The thumb-rule for doing an interview well is to get your key messages out. It is important to prepare an FAQ list that assumes the most difficult, personal or unexpected questions possible, and be prepared with short, crisp answers to them. A lot of people asked me why the Congress or Rahul chose Goswami, and I had no answer to that. Goswami’s show was easily the most popular at the time, even if it was insufferably noisy and intentionally cacophonic. But then again, Goswami was a maverick and not to be trusted, and besides, he was not an admirer of the Gandhi family. The decision to go with him for Rahul’s interview debut left me nonplussed. There were better editors who conducted tough interviews with great élan, and would have been by far better options: Karan Thapar, Rajdeep Sardesai, Barkha Dutt, Dr Prannoy Roy, among them. I feverishly hoped that Rahul was sure about his ability to steer the interview. India would be watching with bated breath to hear Jawaharlal Nehru’s great grandson articulate his vision for leading 16 per cent of the world’s population to a better future. But by the time the interview reached the halfway stage, two things were clear—Rahul was unprepared on his biggest night out, and Goswami was directing the interview towards his predefined destination: Rahul’s annihilation.
The Congress Party had decided to abandon Muslims on the calculation that their electoral significance had been neutralised by Narendra Modi’s consolidation of the Hindu vote. The Opposition rarely stood up for Indian citizens who were butchered in cold blood on Modi’s watch in 2002, when he was the chief minister of Gujarat. Let me cite another example to explain the ideological vacuum that afflicts the Congress today. The party’s former spokesperson C. R. Kesavan is a gritty fighter and a rising star in Tamil Nadu politics. On an election counting day in one of India’s northern states, the party told Kesavan to stay off television channels. Stunned, he queried: why? One of the Congress Party’s media guest coordinators replied that Kesavan’s south Indian accent would not be comprehensible to the cow-belt audience in the north. A miffed Kesavan took the matter up with his seniors who could not convince him that this peculiar regional embargo was the party’s media strategy. Needless to say, Kesavan refused to return to the small screen, and the Congress lost a forceful young voice. It also infuriated me that, on communally sensitive issues, Muslim spokespersons were deliberately asked to absent themselves. The Congress Party’s secular bloodline should have prompted the exact opposite position. I am not sure the party leadership was even aware of these fatal errors in its communication tactics.

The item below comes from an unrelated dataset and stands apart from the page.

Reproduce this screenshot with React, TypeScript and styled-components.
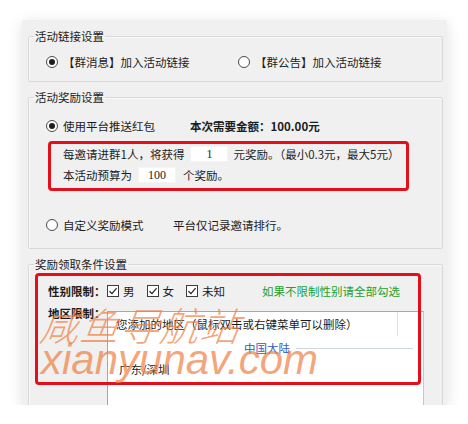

So many Congress leaders complain about how difficult it is to meet Rahul Gandhi. Based on my own experience since 2014, this is absolutely true. After that defeat to Modi in 2014, Rahul withdrew into a cocoon; before then, he had been reserved but not unreceptive. In early 2017, I prepared a comprehensive political strategy report for the Congress, and was extremely excited about sharing it with him. I informed Rahul and flew to Delhi. I spent two full days in the city and sent several messages to his office (Rahul changed his phone number frequently, and I was clearly no longer on his updated contact list). All I received was a perfunctory line: “We will revert.”
Ultimately, Kanishka Singh and I had a marathon post-dinner conversation, during which I briefed him on the report in detail. Kanishka said he found several recommendations radical and many tactically brilliant, but expressed helplessness until Rahul saw it and took a call on it. He promised to talk to Kaushal Vidyarthee, Rahul’s private secretary, to ensure that Rahul saw the presentation at the earliest. Vidyarthee did not so much as acknowledge my frantic messages. And I was never asked to come back to discuss my ideas further. In the court politics of Congress, one indulges in the luxury of honest heart-to-heart conversations with colleagues at one’s own peril. The culture trickles down from the top. Everyone is on tenterhooks, looking over their shoulder. For a free-spirited individual, this can quickly get claustrophobic.
Behind the hugs and handshakes, politics is a ruthless enterprise. It is not meant for the thin-skinned or the hypersensitive; one needs to be power-obsessed, Machiavellian and merciless. The Congress leadership, if you remember, had refused to allow former prime minister P.V. Narasimha Rao’s funeral procession to stop at its headquarters in Delhi. Former Congress president Sitaram Kesri was locked up in a room as the transfer of power was put into effect in 1998, when Sonia Gandhi became Congress president. Pranab Mukherjee was the ideal candidate for prime minister in 2004 according to many, but conspiracy theorists had been whispering against him in the ears of the Gandhis. In making the apolitical Dr Manmohan Singh prime minister—even though he is one of the most distinguished, erudite and upright people in public life—the party suffered organisationally. Its various public-facing units became fossilised. Internecine feuds were rampant, and few heeded the prime minister.
Sonia Gandhi had taken a calculated risk in creating twin power centres, but it was obvious by 2011 that the experiment was floundering. The ten years of the Congress-led government, from 2004 and 2014, resulted in a deep structural fault line within the party—even if it was, ironically, a significant decade in terms of policy achievements. The Congress Party that Rahul Gandhi inherited from his mother in 2018 was fairly incapacitated and fundamentally frail. The grand old party could not fathom the phenomenon known as Nerendra Modi.